> _Exercise instructions_
Leave out the pictures, then reproduce the rest of the material exactly.

Start of Data provided

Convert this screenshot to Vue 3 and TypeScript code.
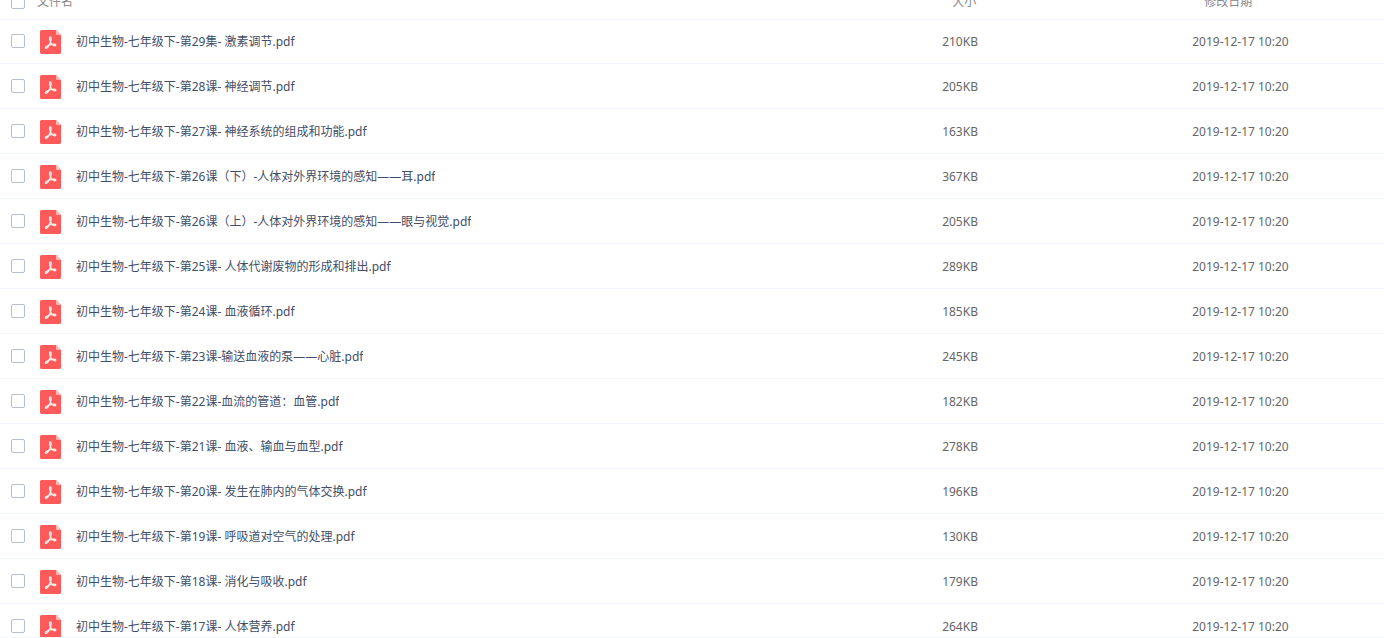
<script setup lang="ts">
import { computed, ref } from 'vue'

interface FileRow {
  name: string
  size: string
  date: string
}

const date = '2019-12-17 10:20'
const entries: [string, string][] = [
  ['初中生物-七年级下-第29集- 激素调节.pdf', '210KB'],
  ['初中生物-七年级下-第28课- 神经调节.pdf', '205KB'],
  ['初中生物-七年级下-第27课- 神经系统的组成和功能.pdf', '163KB'],
  ['初中生物-七年级下-第26课（下）-人体对外界环境的感知——耳.pdf', '367KB'],
  ['初中生物-七年级下-第26课（上）-人体对外界环境的感知——眼与视觉.pdf', '205KB'],
  ['初中生物-七年级下-第25课- 人体代谢废物的形成和排出.pdf', '289KB'],
  ['初中生物-七年级下-第24课- 血液循环.pdf', '185KB'],
  ['初中生物-七年级下-第23课-输送血液的泵——心脏.pdf', '245KB'],
  ['初中生物-七年级下-第22课-血流的管道：血管.pdf', '182KB'],
  ['初中生物-七年级下-第21课- 血液、输血与血型.pdf', '278KB'],
  ['初中生物-七年级下-第20课- 发生在肺内的气体交换.pdf', '196KB'],
  ['初中生物-七年级下-第19课- 呼吸道对空气的处理.pdf', '130KB'],
  ['初中生物-七年级下-第18课- 消化与吸收.pdf', '179KB'],
  ['初中生物-七年级下-第17课- 人体营养.pdf', '264KB'],
]
const files: FileRow[] = entries.map(([name, size]) => ({ name, size, date }))

const selected = ref<string[]>([])
const allSelected = computed({
  get: () => selected.value.length === files.length,
  set: (on: boolean) => {
    selected.value = on ? files.map((f) => f.name) : []
  },
})
</script>

<template>
  <main class="list">
    <table class="files">
      <colgroup>
        <col class="col-check" />
        <col />
        <col class="col-size" />
        <col class="col-date" />
      </colgroup>
      <thead>
        <tr>
          <th class="check"><input id="all" v-model="allSelected" type="checkbox" aria-label="文件名" /></th>
          <th class="name-head"><label for="all">文件名</label></th>
          <th class="size-head">大小</th>
          <th class="date-head">修改日期</th>
        </tr>
      </thead>
      <tbody>
        <tr v-for="file in files" :key="file.name">
          <td class="check">
            <input v-model="selected" type="checkbox" :value="file.name" :aria-label="file.name" />
          </td>
          <td>
            <div class="file">
              <svg class="icon" viewBox="0 0 21 24" aria-hidden="true">
                <path d="M1.500 0H16l5 5v17.500a1.500 1.500 0 0 1-1.500 1.500h-18A1.500 1.500 0 0 1 0 22.500v-21A1.500 1.500 0 0 1 1.500 0z" fill="#ff5a5a" />
                <path d="M16 0l5 5h-4a1 1 0 0 1-1-1z" fill="#ffb8b8" />
                <path
                  d="M10 6.900C11.400 6.700 11.200 9 10.800 10.800C10 13.600 8.200 17 6.600 18.200C5.500 18.900 4.900 17.700 5.900 16.800C7.900 15.300 11.300 14.200 13.800 14.100C16.300 14.100 16.300 16 14.700 15.800C12.500 15.500 10.600 12.800 9.900 10.200C9.400 8.400 9.400 7.200 10 6.900z"
                  fill="none"
                  stroke="#ffeeee"
                  stroke-width="1.300"
                  stroke-linejoin="round"
                />
              </svg>
              <a class="name" href="#">{{ file.name }}</a>
            </div>
          </td>
          <td class="size">{{ file.size }}</td>
          <td class="date">{{ file.date }}</td>
        </tr>
      </tbody>
    </table>
  </main>
</template>

<style>
body {
  margin: 0;
  background: #fff;
}
</style>

<style scoped>
.list {
  box-sizing: border-box;
  height: 100vh;
  overflow: hidden;
  border-bottom: 1px solid #f2f6fd;
  font-family: "Noto Sans", "Noto Sans CJK SC", sans-serif;
  font-size: 12px;
  line-height: 18px;
  color: #666;
}
.files {
  width: 100%;
  margin-top: -15px;
  table-layout: fixed;
  border-collapse: separate;
  border-spacing: 0;
}
.col-check {
  width: 36px;
}
.col-size {
  width: 18%;
}
.col-date {
  width: 14%;
}
th,
td {
  box-sizing: border-box;
  padding: 0;
  text-align: left;
  vertical-align: middle;
  white-space: nowrap;
}
th {
  height: 34px;
  padding-bottom: 1px;
  font-weight: 400;
  color: #888;
}
td {
  height: 45px;
  padding-top: 2px;
  border-bottom: 1px solid #f2f6fd;
}
tbody tr:first-child td {
  padding-top: 0;
  border-top: 1px solid #f2f6fd;
}
th.check,
td.check {
  padding: 0 0 0 11px;
}
tbody tr:first-child td.check {
  padding-bottom: 1px;
}
.check input {
  display: block;
  box-sizing: border-box;
  width: 14px;
  height: 14px;
  margin: 0;
  appearance: none;
  border: 1px solid #b4c0cf;
  border-radius: 2px;
  background: #fff;
}
.check input:checked {
  background: #3b8cff;
  border-color: #3b8cff;
}
.name-head {
  padding-left: 1px;
}
.size-head {
  padding-left: 11px;
}
.date-head {
  padding-left: 14px;
}
.file {
  display: flex;
  align-items: center;
  gap: 15px;
  padding-left: 4px;
}
.icon {
  flex: none;
  width: 21px;
  height: 24px;
}
.name {
  overflow: hidden;
  text-overflow: ellipsis;
  color: #424e67;
  text-decoration: none;
}
.size {
  padding-left: 1px;
}
.date {
  padding-left: 2px;
}
</style>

End of Data provided

> _Response to this task_
Convert this screenshot to Vue 3 and TypeScript code.
<script setup lang="ts">
import { computed, ref } from 'vue'

interface FileRow {
  name: string
  size: string
  date: string
}

const date = '2019-12-17 10:20'
const entries: [string, string][] = [
  ['初中生物-七年级下-第29集- 激素调节.pdf', '210KB'],
  ['初中生物-七年级下-第28课- 神经调节.pdf', '205KB'],
  ['初中生物-七年级下-第27课- 神经系统的组成和功能.pdf', '163KB'],
  ['初中生物-七年级下-第26课（下）-人体对外界环境的感知——耳.pdf', '367KB'],
  ['初中生物-七年级下-第26课（上）-人体对外界环境的感知——眼与视觉.pdf', '205KB'],
  ['初中生物-七年级下-第25课- 人体代谢废物的形成和排出.pdf', '289KB'],
  ['初中生物-七年级下-第24课- 血液循环.pdf', '185KB'],
  ['初中生物-七年级下-第23课-输送血液的泵——心脏.pdf', '245KB'],
  ['初中生物-七年级下-第22课-血流的管道：血管.pdf', '182KB'],
  ['初中生物-七年级下-第21课- 血液、输血与血型.pdf', '278KB'],
  ['初中生物-七年级下-第20课- 发生在肺内的气体交换.pdf', '196KB'],
  ['初中生物-七年级下-第19课- 呼吸道对空气的处理.pdf', '130KB'],
  ['初中生物-七年级下-第18课- 消化与吸收.pdf', '179KB'],
  ['初中生物-七年级下-第17课- 人体营养.pdf', '264KB'],
]
const files: FileRow[] = entries.map(([name, size]) => ({ name, size, date }))

const selected = ref<string[]>([])
const allSelected = computed({
  get: () => selected.value.length === files.length,
  set: (on: boolean) => {
    selected.value = on ? files.map((f) => f.name) : []
  },
})
</script>

<template>
  <main class="list">
    <table class="files">
      <colgroup>
        <col class="col-check" />
        <col />
        <col class="col-size" />
        <col class="col-date" />
      </colgroup>
      <thead>
        <tr>
          <th class="check"><input id="all" v-model="allSelected" type="checkbox" aria-label="文件名" /></th>
          <th class="name-head"><label for="all">文件名</label></th>
          <th class="size-head">大小</th>
          <th class="date-head">修改日期</th>
        </tr>
      </thead>
      <tbody>
        <tr v-for="file in files" :key="file.name">
          <td class="check">
            <input v-model="selected" type="checkbox" :value="file.name" :aria-label="file.name" />
          </td>
          <td>
            <div class="file">
              <svg class="icon" viewBox="0 0 21 24" aria-hidden="true">
                <path d="M1.500 0H16l5 5v17.500a1.500 1.500 0 0 1-1.500 1.500h-18A1.500 1.500 0 0 1 0 22.500v-21A1.500 1.500 0 0 1 1.500 0z" fill="#ff5a5a" />
                <path d="M16 0l5 5h-4a1 1 0 0 1-1-1z" fill="#ffb8b8" />
                <path
                  d="M10 6.900C11.400 6.700 11.200 9 10.800 10.800C10 13.600 8.200 17 6.600 18.200C5.500 18.900 4.900 17.700 5.900 16.800C7.900 15.300 11.300 14.200 13.800 14.100C16.300 14.100 16.300 16 14.700 15.800C12.500 15.500 10.600 12.800 9.900 10.200C9.400 8.400 9.400 7.200 10 6.900z"
                  fill="none"
                  stroke="#ffeeee"
                  stroke-width="1.300"
                  stroke-linejoin="round"
                />
              </svg>
              <a class="name" href="#">{{ file.name }}</a>
            </div>
          </td>
          <td class="size">{{ file.size }}</td>
          <td class="date">{{ file.date }}</td>
        </tr>
      </tbody>
    </table>
  </main>
</template>

<style>
body {
  margin: 0;
  background: #fff;
}
</style>

<style scoped>
.list {
  box-sizing: border-box;
  height: 100vh;
  overflow: hidden;
  border-bottom: 1px solid #f2f6fd;
  font-family: "Noto Sans", "Noto Sans CJK SC", sans-serif;
  font-size: 12px;
  line-height: 18px;
  color: #666;
}
.files {
  width: 100%;
  margin-top: -15px;
  table-layout: fixed;
  border-collapse: separate;
  border-spacing: 0;
}
.col-check {
  width: 36px;
}
.col-size {
  width: 18%;
}
.col-date {
  width: 14%;
}
th,
td {
  box-sizing: border-box;
  padding: 0;
  text-align: left;
  vertical-align: middle;
  white-space: nowrap;
}
th {
  height: 34px;
  padding-bottom: 1px;
  font-weight: 400;
  color: #888;
}
td {
  height: 45px;
  padding-top: 2px;
  border-bottom: 1px solid #f2f6fd;
}
tbody tr:first-child td {
  padding-top: 0;
  border-top: 1px solid #f2f6fd;
}
th.check,
td.check {
  padding: 0 0 0 11px;
}
tbody tr:first-child td.check {
  padding-bottom: 1px;
}
.check input {
  display: block;
  box-sizing: border-box;
  width: 14px;
  height: 14px;
  margin: 0;
  appearance: none;
  border: 1px solid #b4c0cf;
  border-radius: 2px;
  background: #fff;
}
.check input:checked {
  background: #3b8cff;
  border-color: #3b8cff;
}
.name-head {
  padding-left: 1px;
}
.size-head {
  padding-left: 11px;
}
.date-head {
  padding-left: 14px;
}
.file {
  display: flex;
  align-items: center;
  gap: 15px;
  padding-left: 4px;
}
.icon {
  flex: none;
  width: 21px;
  height: 24px;
}
.name {
  overflow: hidden;
  text-overflow: ellipsis;
  color: #424e67;
  text-decoration: none;
}
.size {
  padding-left: 1px;
}
.date {
  padding-left: 2px;
}
</style>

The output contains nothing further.